Basically both types appear to depict some kind of plant. Hua poporo has 'berries' (hua) while poporo could be the early stage of a plant, a shoot. Maybe huri would be a suitable word:

Huri

1. To turn (vt.), to overthrow, to knock down: huri moai, the overthrowing of the statues from their ahus during the period of decadence on the island. 2. To pour a liquid from a container: ka huri mai te vai, pour me some water. 3. To end a lament, a mourning: he huri i te tagi, ina ekó tagi hakaou, with this the mourning (for the deceased) is over, there shall be no more crying. 4. New shoot of banana: huri maīka. Vanaga.

1. Stem. P Mgv.: huri, a banana shoot. Mq.: hui, shoot, scion. 2. To turn over, to be turned over onto another side, to bend, to lean, to warp; huri ke, to change, to decant; tae huri ke, invariable; huri ke tahaga no mai, to change as the wind; tae huri, immovable; e ko huri ke, infallible; huhuri, rolling; hakahuri, to turn over; hakahuri ke, to divine. P Pau.: huri, to turn. Mgv.: huri, uri, to turn on one side, to roll, to turn upside down, to reverse. Mq.: hui, to turn, to reverse. 3. To throw, to shoot. 4. To water, to wet. 5. To hollow out. Hurihuri: 1. Wrath, anger; kokoma hurihuri, animosity, spite, wrath, fury, hate, enmity, irritable, quick tempered, to feel offended, to resent, to pester; kokoma hurihuri ke, to be in a rage. 2. (huri 4) hurihuri titi, to fill up. 3. To polish. 4. (uriuri). Hurikea, to transfigure, to transform. Churchill.

Mq. huri, resemblance. Sa.: foliga, to resemble. Churchill.

The 'neck' of the powerful Spring Sun appears to be broken (poro) in Ga8-16 (a haś with 10 feathers). And 11 days later, in Gb1-1, arrives 'one more' such 'haś poro' (this one with 8 feathers), which presumably illustrates the emergence of a 'shoot':

Ga8-16 Ga8-17 Ga8-18 (222) Ga8-19 Ga8-20 Ga8-21
Ga8-22 Ga8-23 Ga8-24 Ga8-25 Ga8-26 (230)
Gb1-1 (*295) Gb1-2 Gb1-3

The tablet has been reversed (huri) and Moon ('the banana') now rules the sky because the true Sun has disappeared and only his resemblance (huri) remains ('The visible sun is not the real one ... ').

In Ga8-22 we can see how the night sky (ragi) has come up to the top and how the 'head' of the day sky now is upside down at the bottom, a kind of revolution. The vanished Sun evidently will sprout, though, as visualized e.g. in Ga8-18 (a Saturday).

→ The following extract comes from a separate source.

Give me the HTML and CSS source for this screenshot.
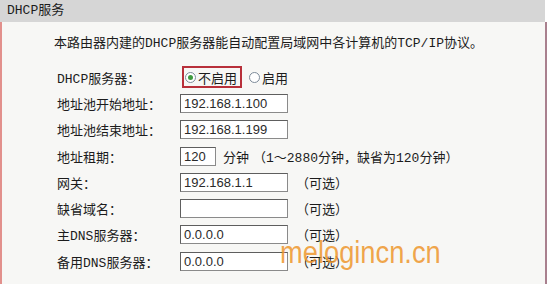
FILE: index.html
```html
<!DOCTYPE html>
<html lang="zh-CN">
<head>
    <meta charset="UTF-8">
    <title>DHCP服务</title>
    <link rel="stylesheet" href="styles.css">
</head>
<body>
    <div class="panel">
        <div class="title">DHCP服务</div>
        <div class="content">
            <p class="intro">本路由器内建的DHCP服务器能自动配置局域网中各计算机的TCP/IP协议。</p>
            <div class="form">
                <div class="label">DHCP服务器：</div>
                <div class="field">
                    <span class="choice selected"><span class="radio checked"></span>不启用</span>
                    <span class="choice"><span class="radio"></span>启用</span>
                </div>

                <div class="label">地址池开始地址：</div>
                <div class="field"><span class="input">192.168.1.100</span></div>

                <div class="label">地址池结束地址：</div>
                <div class="field"><span class="input">192.168.1.199</span></div>

                <div class="label">地址租期：</div>
                <div class="field"><span class="input short">120</span><span class="unit">分钟</span><span class="hint">（1～2880分钟，缺省为120分钟）</span></div>

                <div class="label">网关：</div>
                <div class="field"><span class="input">192.168.1.1</span><span class="hint">（可选）</span></div>

                <div class="label">缺省域名：</div>
                <div class="field"><span class="input"></span><span class="hint">（可选）</span></div>

                <div class="label">主DNS服务器：</div>
                <div class="field"><span class="input">0.0.0.0</span><span class="hint">（可选）</span></div>

                <div class="label">备用DNS服务器：</div>
                <div class="field"><span class="input">0.0.0.0</span><span class="hint">（可选）</span></div>
            </div>
            <div class="mark">melogincn.cn</div>
        </div>
    </div>
</body>
</html>
```

FILE: styles.css
```css
* {
    margin: 0;
    padding: 0;
    box-sizing: border-box;
}

body {
    background-color: #ffffff;
    color: #1c1c1c;
    font-family: "Liberation Mono", "Noto Sans CJK SC", monospace;
    font-size: 13px;
    width: 552px;
    height: 284px;
    overflow: hidden;
}

.panel {
    width: 547px;
}

.title {
    height: 22px;
    line-height: 22px;
    background-color: #d6d6d6;
    padding-left: 7px;
    font-size: 13px;
    width: 545px;
}

.content {
    position: relative;
    height: 262px;
    background-color: #f7f7f5;
    border-left: 2px solid #e2908c;
    border-right: 2px solid #a9808e;
}

.intro {
    padding-top: 12px;
    padding-left: 52px;
    line-height: 20px;
    white-space: nowrap;
}

.form {
    display: grid;
    grid-template-columns: 123px auto;
    grid-auto-rows: 26.3px;
    align-items: center;
    margin-top: 10px;
    padding-left: 55px;
}

.label {
    white-space: nowrap;
}

.field {
    display: flex;
    align-items: center;
    white-space: nowrap;
}

.input {
    display: inline-block;
    width: 108px;
    height: 19px;
    line-height: 17px;
    border: 1px solid #5e5e5e;
    border-right-color: #8a8a8a;
    border-bottom-color: #8a8a8a;
    background-color: #ffffff;
    padding: 0 3px;
    font-family: "Liberation Sans", Arial, sans-serif;
    font-size: 13px;
    color: #2a2a2a;
}

.input.short {
    width: 36px;
}

.unit {
    margin-left: 7px;
}

.hint {
    margin-left: 8px;
}

.input.short + .unit + .hint {
    margin-left: 4px;
}

.choice {
    display: inline-flex;
    align-items: center;
    height: 22px;
    padding: 0 3px 0 1px;
    border: 2px solid transparent;
    margin-left: 2px;
}

.choice.selected {
    border-color: #b8303a;
}

.choice + .choice {
    margin-left: 4px;
}

.radio {
    display: inline-block;
    position: relative;
    width: 11px;
    height: 11px;
    margin-right: 2px;
    border: 1px solid #7d8b99;
    border-radius: 50%;
    background-color: #ffffff;
}

.radio.checked::after {
    content: "";
    position: absolute;
    left: 2px;
    top: 2px;
    width: 5px;
    height: 5px;
    border-radius: 50%;
    background-color: #3e9a3e;
}

.mark {
    position: absolute;
    left: 278px;
    top: 215px;
    font-family: "Liberation Sans", Arial, sans-serif;
    font-size: 31px;
    line-height: 31px;
    color: rgba(238, 150, 44, 0.85);
    transform: scaleX(0.88);
    transform-origin: left center;
    white-space: nowrap;
}
```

However, new bananas do not grow from planted seeds or nuts, they have long ago been domesticated away from the path of Mother Nature:

"The multiplication of the plantains is more difficult than that of a seed-bearing plant. The mature root-stocks need to be dug up, divided, preferably dried for a while, and then replanted. This species is an extraordinary poor volunteer, and its spread must have been almost entirely by deliberated and rather careful planting." (C. O. Sauer according to Thor Heyerdahl's Early Man and the Ocean.)

"We may reasonably admit that one, or a few, of the numerous Polynesian plantain varieties may have been carried by the Polynesians themselves to South America, for the 'eyes' (buds) can very easily be transported, over long distances, with a minimum of care and still retain their viability ..." (E. D. Merrill according to Early Man and the Ocean.)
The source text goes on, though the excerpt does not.